▶ **WHAT YOU SHOULD DO**:
Write out, word for word, every line from the first one through the line that holds "string; items: Item[]", and nothing else; skip the pictures.

-- BEGIN MATERIAL --

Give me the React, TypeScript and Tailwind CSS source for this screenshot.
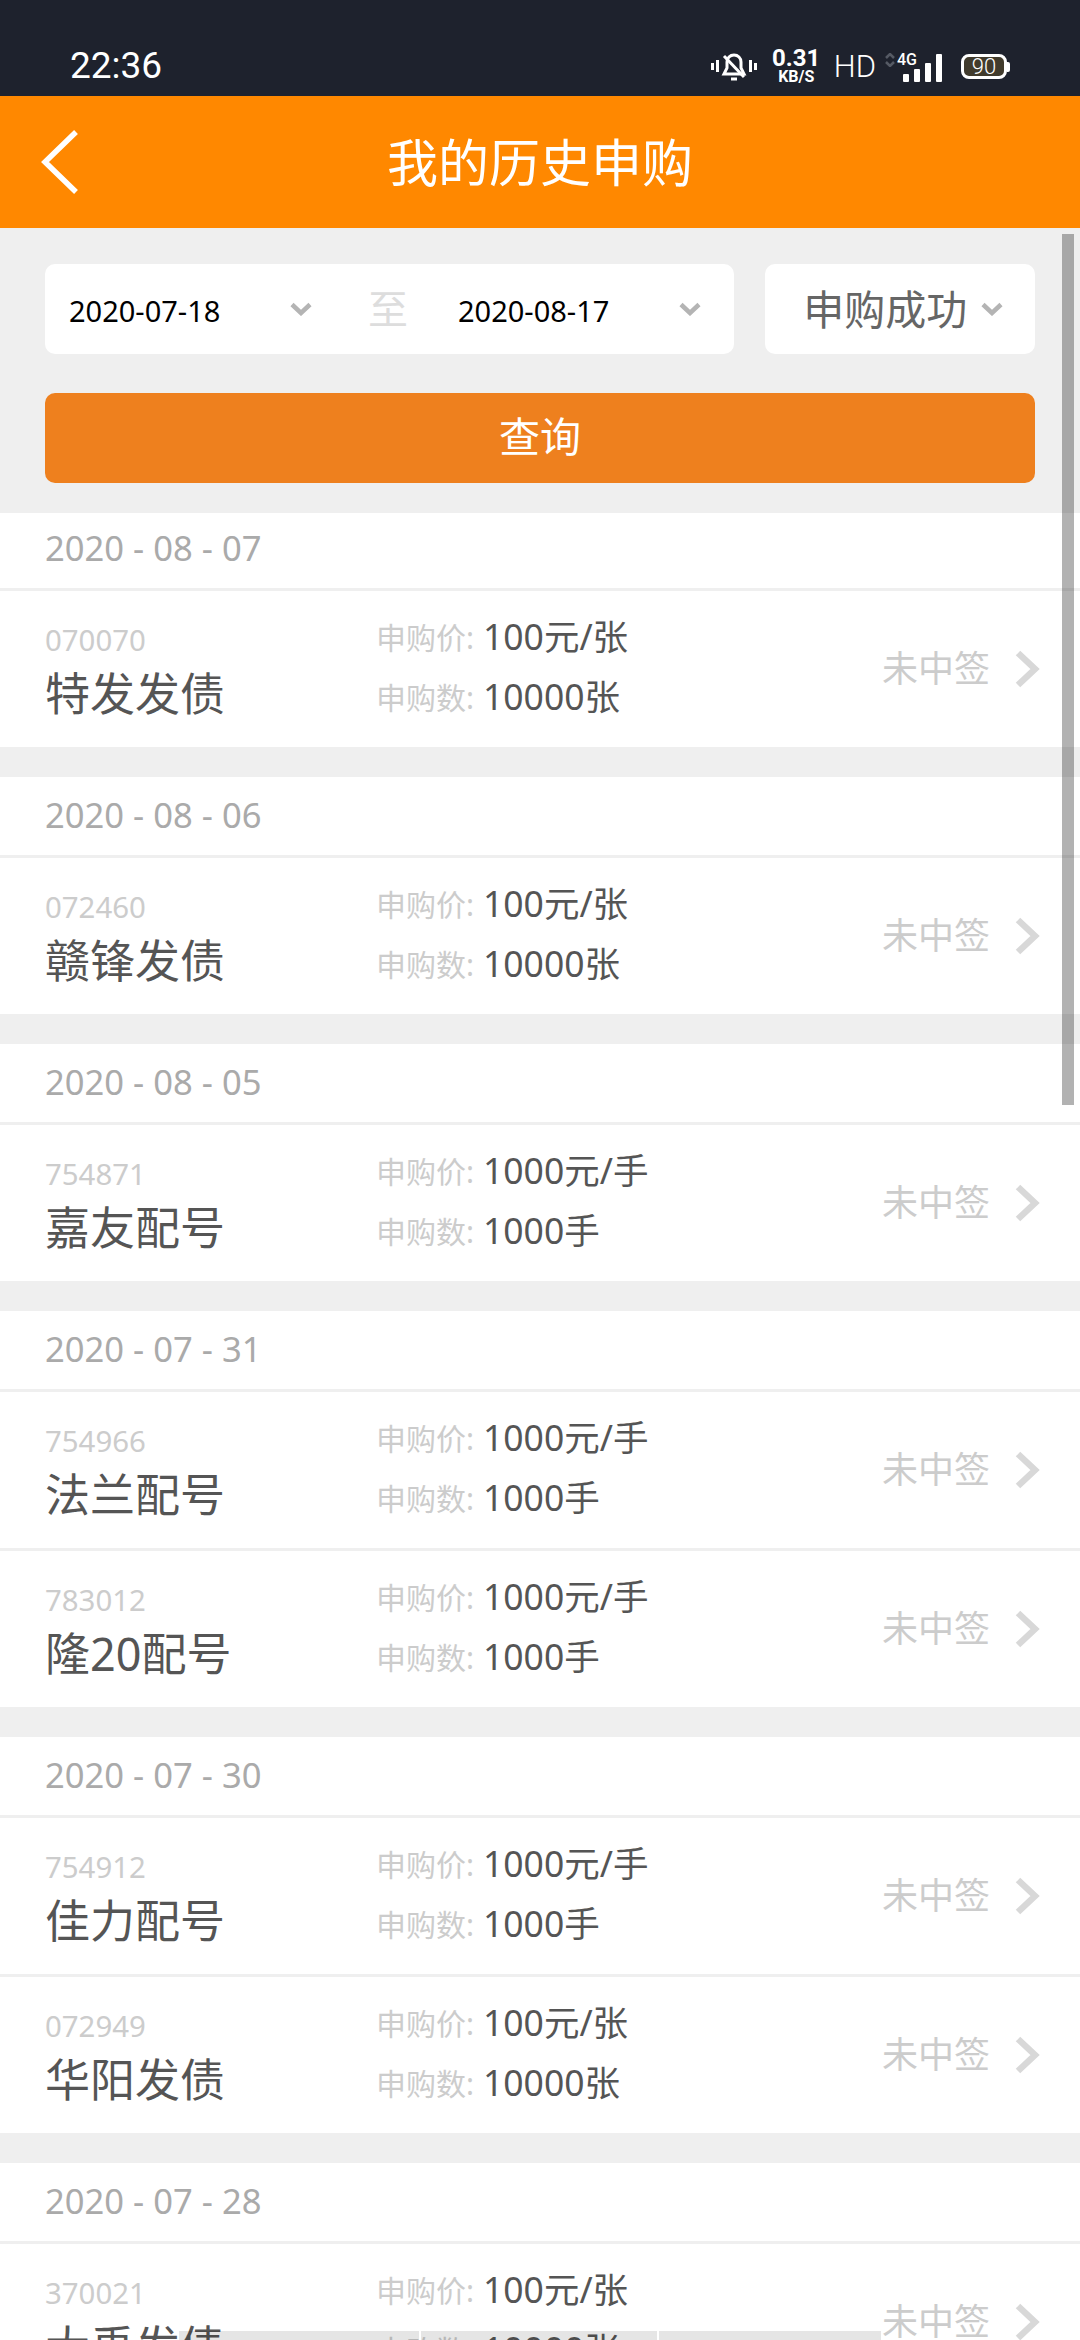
import React from "react";

type Item = { code: string; name: string; price: string; qty: string };
type Section = { date: string; items: Item[] };

const sections: Section[] = [
  { date: "2020 - 08 - 07", items: [{ code: "070070", name: "特发发债", price: "100元/张", qty: "10000张" }] },
  { date: "2020 - 08 - 06", items: [{ code: "072460", name: "赣锋发债", price: "100元/张", qty: "10000张" }] },
  { date: "2020 - 08 - 05", items: [{ code: "754871", name: "嘉友配号", price: "1000元/手", qty: "1000手" }] },
  {
    date: "2020 - 07 - 31",
    items: [
      { code: "754966", name: "法兰配号", price: "1000元/手", qty: "1000手" },
      { code: "783012", name: "隆20配号", price: "1000元/手", qty: "1000手" },
    ],
  },
  {
    date: "2020 - 07 - 30",
    items: [
      { code: "754912", name: "佳力配号", price: "1000元/手", qty: "1000手" },
      { code: "072949", name: "华阳发债", price: "100元/张", qty: "10000张" },
    ],
  },
  { date: "2020 - 07 - 28", items: [{ code: "370021", name: "大禹发债", price: "100元/张", qty: "10000张" }] },
];

function SmallChevron({ className }: { className?: string }) {
  return (
    <svg width="22" height="14" viewBox="0 0 22 14" className={className} fill="none">
      <path d="M2 2.5 L11 11 L20 2.5" stroke="#b4b4b4" strokeWidth="4.5" />
    </svg>
  );
}

function StatusIcons() {
  return (
    <div className="flex items-start text-white">
      <svg width="46" height="30" viewBox="0 0 46 30" fill="none" className="mt-[52px]">
        <path d="M1.5 11v7M6.5 8v12M39.5 8v12M44.5 11v7" stroke="white" strokeWidth="3" />
        <path d="M13 22h20l-3-6v-6c0-4-3-7-7-7s-7 3-7 7v6z" stroke="white" strokeWidth="3" />
        <path d="M13 4l20 21" stroke="white" strokeWidth="3" />
        <path d="M20 27h6" stroke="white" strokeWidth="3" />
      </svg>
      <div className="ml-[16px] mt-[47px] flex w-[47px] flex-col items-center font-['Roboto',sans-serif] font-bold">
        <span className="text-[24px] leading-[22px]">0.31</span>
        <span className="mt-[1px] text-[16px] leading-[14px]">KB/S</span>
      </div>
      <span className="ml-[14px] mt-[48px] font-['Roboto',sans-serif] text-[31px] font-light leading-[38px]">HD</span>
      <svg width="10" height="14" viewBox="0 0 10 14" fill="none" className="ml-[9px] mt-[53px]">
        <path d="M1 5l4-4 4 4M1 9l4 4 4-4" stroke="#555a64" strokeWidth="2.5" />
      </svg>
      <div className="relative ml-[2px] mt-[52px] h-[30px] w-[46px]">
        <span className="absolute left-0 top-0 font-['Roboto',sans-serif] text-[16px] font-medium leading-[15px]">4G</span>
        <div className="absolute bottom-0 left-[6px] flex items-end gap-[5px]">
          <div className="h-[8px] w-[6px] rounded-[1px] bg-white" />
          <div className="h-[13px] w-[6px] rounded-[1px] bg-white" />
          <div className="h-[19px] w-[6px] rounded-[1px] bg-white" />
          <div className="h-[28px] w-[6px] rounded-[1px] bg-white" />
        </div>
      </div>
      <div className="ml-[18px] mt-[54px] flex items-center">
        <div className="flex h-[25px] w-[46px] items-center justify-center rounded-[8px] border-[3px] border-white bg-[#413b2c] font-['Roboto',sans-serif] text-[22px] font-light leading-none">
          90
        </div>
        <div className="h-[10px] w-[3px] rounded-r-[2px] bg-white" />
      </div>
    </div>
  );
}

function Row({ item, divided }: { item: Item; divided: boolean }) {
  return (
    <div className={divided ? "flex h-[159px] items-center border-t-[3px] border-[#efefef] pl-[45px]" : "flex h-[156px] items-center pl-[45px]"}>
      <div className="flex w-[331px] flex-col pt-[7px]">
        <span className="text-[29.4px] leading-[36px] text-[#cccccc]">{item.code}</span>
        <span className="mt-[7px] text-[45px] leading-[58px] text-[#555555]">{item.name}</span>
      </div>
      <div className="flex flex-1 flex-col pb-[3px]">
        <div className="flex h-[60px] items-center">
          <span className="w-[107px] text-[30px] text-[#cccccc]">申购价:</span>
          <span className="pb-[3px] text-[35.5px] leading-[48px] text-[#555555]">{item.price}</span>
        </div>
        <div className="flex h-[60px] items-center">
          <span className="w-[107px] text-[30px] text-[#cccccc]">申购数:</span>
          <span className="pb-[3px] text-[35.5px] leading-[48px] text-[#555555]">{item.qty}</span>
        </div>
      </div>
      <span className="text-[36px] text-[#cccccc]">未中签</span>
      <svg width="26" height="38" viewBox="0 0 26 38" fill="none" className="ml-[24px] mr-[40px]">
        <path d="M4 3 L21 19 L4 35" stroke="#d8d8d8" strokeWidth="6.5" />
      </svg>
    </div>
  );
}

export default function App() {
  return (
    <div className="relative h-[2340px] w-[1080px] overflow-hidden bg-[#efefef] font-['Noto_Sans','Noto_Sans_CJK_SC',sans-serif]">
      <div className="flex h-[96px] justify-between bg-[#1e222d] pl-[70px] pr-[70px]">
        <span className="mt-[44px] font-['Roboto',sans-serif] text-[37px] leading-[44px] text-white">22:36</span>
        <StatusIcons />
      </div>

      <div className="relative flex h-[132px] items-center justify-center bg-[#ff8800]">
        <svg width="38" height="64" viewBox="0 0 38 64" fill="none" className="absolute left-[41px] top-[34px]">
          <path d="M35 2 L4 32 L35 62" stroke="white" strokeWidth="5.5" />
        </svg>
        <span className="text-[51px] leading-none text-white">我的历史申购</span>
      </div>

      <div className="px-[45px] pt-[36px]">
        <div className="flex h-[90px] gap-[31px]">
          <div className="flex w-[690px] items-center rounded-[10px] bg-white pl-[24px]">
            <span className="w-[221px] pt-[2px] text-[29px] leading-none text-black">2020-07-18</span>
            <SmallChevron />
            <span className="ml-[56px] w-[90px] text-[40px] leading-none text-[#dddddd]">至</span>
            <span className="w-[221px] pt-[2px] text-[29px] leading-none text-black">2020-08-17</span>
            <SmallChevron />
          </div>
          <div className="flex w-[270px] items-center rounded-[10px] bg-white pl-[38px]">
            <span className="text-[41px] leading-none text-[#666666]">申购成功</span>
            <SmallChevron className="ml-[14px]" />
          </div>
        </div>
        <div className="mt-[39px] flex h-[90px] w-[990px] items-center justify-center rounded-[10px] bg-[#ee801e] pb-[2px] text-[41px] text-white">
          查询
        </div>
      </div>

      <div className="mt-[30px]">
        {sections.map((s, i) => (
          <div key={s.date} className="mb-[30px] bg-white">
            <div className={i === 0 ? "flex h-[78px] items-center border-b-[3px] border-[#efefef] pb-[5px] pl-[45px]" : "flex h-[81px] items-center border-b-[3px] border-[#efefef] pb-[1px] pl-[45px]"}>
              <span className="text-[34.6px] leading-none text-[#aaaaaa]">{s.date}</span>
            </div>
            {s.items.map((it, j) => (
              <Row key={it.code} item={it} divided={j > 0} />
            ))}
          </div>
        ))}
      </div>

      <div className="absolute right-[6px] top-[234px] h-[871px] w-[12px] bg-black/30" />

      <div className="absolute bottom-0 left-[179px] flex h-[9px] w-[702px] gap-[2px]">
        <div className="w-[240px] bg-black/10" />
        <div className="w-[236px] bg-black/10" />
        <div className="flex-1 bg-black/10" />
      </div>
    </div>
  );
}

-- END MATERIAL --

▶ **ANSWER TO THIS EXERCISE**:
Give me the React, TypeScript and Tailwind CSS source for this screenshot.
import React from "react";

type Item = { code: string; name: string; price: string; qty: string };
type Section = { date: string; items: Item[] };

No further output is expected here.